What does `break' mean?
If any other program does setlocale(LC_CTYPE, "C"); that has effect for any future operations, regardless of what might have been in the environment, why should a shell script be different?
Because the shell exposes the locale settings in a different way, offering the user more flexibility?
| noting that LC_ALL is set as a shell variable and making the right call | to setlocale() to make sure it overrides LC_CTYPE. I'd argue that having | just set LC_ALL, this is what the user expects here. That's something like what I tried in my first attempt to implementthis, but it turns out not to really work very well.
I think it works just fine, and bash users expect this behavior.
Certainly if the user actually sets LC_ALL that is the effect it should have, but if LC_ALL was set sometime much earlier (perhaps weeks earlier in an interactive shell) what do you believe is the intent if that user later sets LC_CTYPE (or any of them) - or if some script that is run does that?
I believe that users have agency, and that bash should trust that they know what they're doing.
I know setting LC_ALL is something of a sledge hammer operation, which isn't often appropriate, but it is also a fairly common example that people copy (it avoids needing to work out which specific category is affecting some operation or other).
OK. There's plenty of copypasta that has tripped up users before. Can the shell protect them from that?
| You're assuming a certain behavior and going on from there. The shell | doesn't have to do it that way. Again, no it doesn't, but it seemed to me when I tried it, that this way gives the most desirable outcome. | I'd argue that the shell should modify the locale categories that affect | its behavior. How do we know which they are? That is, locale settings can affect libc operations in some cases, and if we're writing portable code (which bash at least attempts to do, the NetBSD shell a little less so) can you really be sure that some libc function that is being used won't be affected by a locale setting that you've never heard of?

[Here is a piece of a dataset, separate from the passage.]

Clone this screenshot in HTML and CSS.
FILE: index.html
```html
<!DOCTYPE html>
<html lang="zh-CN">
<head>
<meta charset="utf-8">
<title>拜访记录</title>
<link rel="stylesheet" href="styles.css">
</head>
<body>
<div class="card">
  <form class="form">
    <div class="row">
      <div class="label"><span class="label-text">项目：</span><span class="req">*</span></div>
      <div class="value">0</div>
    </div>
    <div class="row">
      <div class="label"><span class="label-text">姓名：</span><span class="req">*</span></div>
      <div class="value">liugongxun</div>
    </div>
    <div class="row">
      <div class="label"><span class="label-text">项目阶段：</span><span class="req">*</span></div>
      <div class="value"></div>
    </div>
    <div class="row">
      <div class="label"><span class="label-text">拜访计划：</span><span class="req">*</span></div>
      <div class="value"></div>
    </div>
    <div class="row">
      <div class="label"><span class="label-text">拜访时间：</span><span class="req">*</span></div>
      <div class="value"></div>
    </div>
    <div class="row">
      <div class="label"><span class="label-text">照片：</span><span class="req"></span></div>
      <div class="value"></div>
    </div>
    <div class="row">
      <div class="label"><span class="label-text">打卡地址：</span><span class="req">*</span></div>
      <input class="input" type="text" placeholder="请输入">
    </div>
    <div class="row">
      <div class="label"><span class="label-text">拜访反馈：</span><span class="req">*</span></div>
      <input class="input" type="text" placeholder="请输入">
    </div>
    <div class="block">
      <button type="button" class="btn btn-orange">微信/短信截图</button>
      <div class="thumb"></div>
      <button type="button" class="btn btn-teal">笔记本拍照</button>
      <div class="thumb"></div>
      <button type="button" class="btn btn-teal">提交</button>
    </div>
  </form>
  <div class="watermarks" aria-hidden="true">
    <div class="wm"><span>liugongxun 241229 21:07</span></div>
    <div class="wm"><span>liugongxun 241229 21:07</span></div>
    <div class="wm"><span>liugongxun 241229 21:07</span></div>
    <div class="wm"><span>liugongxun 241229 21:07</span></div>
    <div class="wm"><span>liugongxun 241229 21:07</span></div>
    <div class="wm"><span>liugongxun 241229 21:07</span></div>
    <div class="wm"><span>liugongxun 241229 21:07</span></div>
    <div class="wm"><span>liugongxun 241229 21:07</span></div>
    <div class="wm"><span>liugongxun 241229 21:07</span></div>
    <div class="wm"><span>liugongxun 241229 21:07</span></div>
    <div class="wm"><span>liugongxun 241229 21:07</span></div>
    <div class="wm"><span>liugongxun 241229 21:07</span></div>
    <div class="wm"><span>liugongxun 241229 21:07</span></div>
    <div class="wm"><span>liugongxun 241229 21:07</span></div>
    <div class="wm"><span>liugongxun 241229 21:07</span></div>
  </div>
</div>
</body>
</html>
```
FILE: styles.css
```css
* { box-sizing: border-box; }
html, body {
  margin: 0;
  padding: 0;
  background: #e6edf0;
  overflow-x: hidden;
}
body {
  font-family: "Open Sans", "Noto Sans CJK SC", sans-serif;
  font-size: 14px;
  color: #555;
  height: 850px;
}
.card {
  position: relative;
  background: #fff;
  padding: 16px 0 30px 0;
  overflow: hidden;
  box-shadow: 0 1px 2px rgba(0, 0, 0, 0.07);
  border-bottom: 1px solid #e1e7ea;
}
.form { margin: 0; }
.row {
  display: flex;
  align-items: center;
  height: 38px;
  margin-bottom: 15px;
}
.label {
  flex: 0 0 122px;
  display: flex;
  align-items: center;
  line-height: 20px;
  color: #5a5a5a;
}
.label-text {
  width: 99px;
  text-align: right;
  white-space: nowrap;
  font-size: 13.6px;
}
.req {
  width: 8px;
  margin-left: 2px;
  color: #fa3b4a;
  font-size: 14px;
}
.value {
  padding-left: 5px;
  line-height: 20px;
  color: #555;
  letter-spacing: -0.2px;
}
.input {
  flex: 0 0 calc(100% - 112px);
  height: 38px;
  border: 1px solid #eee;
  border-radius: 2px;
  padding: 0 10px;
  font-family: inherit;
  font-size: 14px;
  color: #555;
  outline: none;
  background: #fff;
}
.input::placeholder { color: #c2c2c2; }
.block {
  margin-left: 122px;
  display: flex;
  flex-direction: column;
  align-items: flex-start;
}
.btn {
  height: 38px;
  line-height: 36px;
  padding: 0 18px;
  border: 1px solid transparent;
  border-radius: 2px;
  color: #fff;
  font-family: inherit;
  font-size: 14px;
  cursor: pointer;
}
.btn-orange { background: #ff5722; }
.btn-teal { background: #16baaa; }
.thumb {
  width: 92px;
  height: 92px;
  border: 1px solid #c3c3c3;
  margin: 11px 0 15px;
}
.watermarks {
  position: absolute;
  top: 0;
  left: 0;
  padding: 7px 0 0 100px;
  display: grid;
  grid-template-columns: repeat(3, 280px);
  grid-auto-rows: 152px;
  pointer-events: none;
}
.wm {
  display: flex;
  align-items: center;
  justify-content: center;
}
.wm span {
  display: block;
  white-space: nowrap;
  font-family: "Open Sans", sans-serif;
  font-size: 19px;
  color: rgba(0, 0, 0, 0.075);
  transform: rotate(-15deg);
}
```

You really can't. All you can do is document the locale categories you use, and which ones you modify based on shell variables. If the user sets an environmnent variable, say, LC_NAME (one of the GNU libc extensions), that's not going to affect the shell's behavior because the shell won't call setlocale(LC_NAME, whatever). If LC_NAME is in the environment when the shell starts, and setlocale(LC_ALL, "") pays attention to it, I'd argue that that's the user's intent.
That's no issue at all if the shell just does setlocale(LC_ALL, ""); as part of its init sequence (or nothing at all related to locales, and gets C everywhere) but if you start modifying some of them, but not others, how well will that really work?
Well enough that I don't get bug reports about it. Users and shell programmers can get done what they need.
| That's a tricky business, no doubt, but it bounds the | effects (or you could just pay attention to all the categories that POSIX | defines). That would certainly limit things, and is what my current implementation does - if I were confident enough, I could drop the ones (from being explicitly operated upon by the shell, not from being set/exported like any other var) that I have no reason to believe the shell itself ever cares about (like LC_MONETARY for example) but that is a bit of a gamble.
I don't modify locale settings based on $LC_MONETARY.
| Plus there's nothing in POSIX that I can see that allows locale | definitions to add additional categories. Lawrence already supplied the references for that (and my thanks for saving me from needing to do that) and also showed that implementations do actually create more of them (most of which probably are irrelevant to the workings of the shell, but I can't be certain, and I most certainly don't know that of other, unknown to me, extra locale categories).
Yes, glibc, at least, adds some new LC_ variables, but it appears to be an outlier here.
| Since LC_ALL is being unset, you can go through all the locale categories | you know about and set them appropriately. If it's one of the other LC_ | variables being unset, you can just change that one. Yes, that's what I am doing, is that what bash does?
Yes, more or less.
On the other hand, if I recall correctly (and I might not, the actual code for this was from late last year) if LANG gets unset, then nothing gets updated, even categories that only got a value from the LANG setting. I think there was a reason for that, but just now, I don't remember it.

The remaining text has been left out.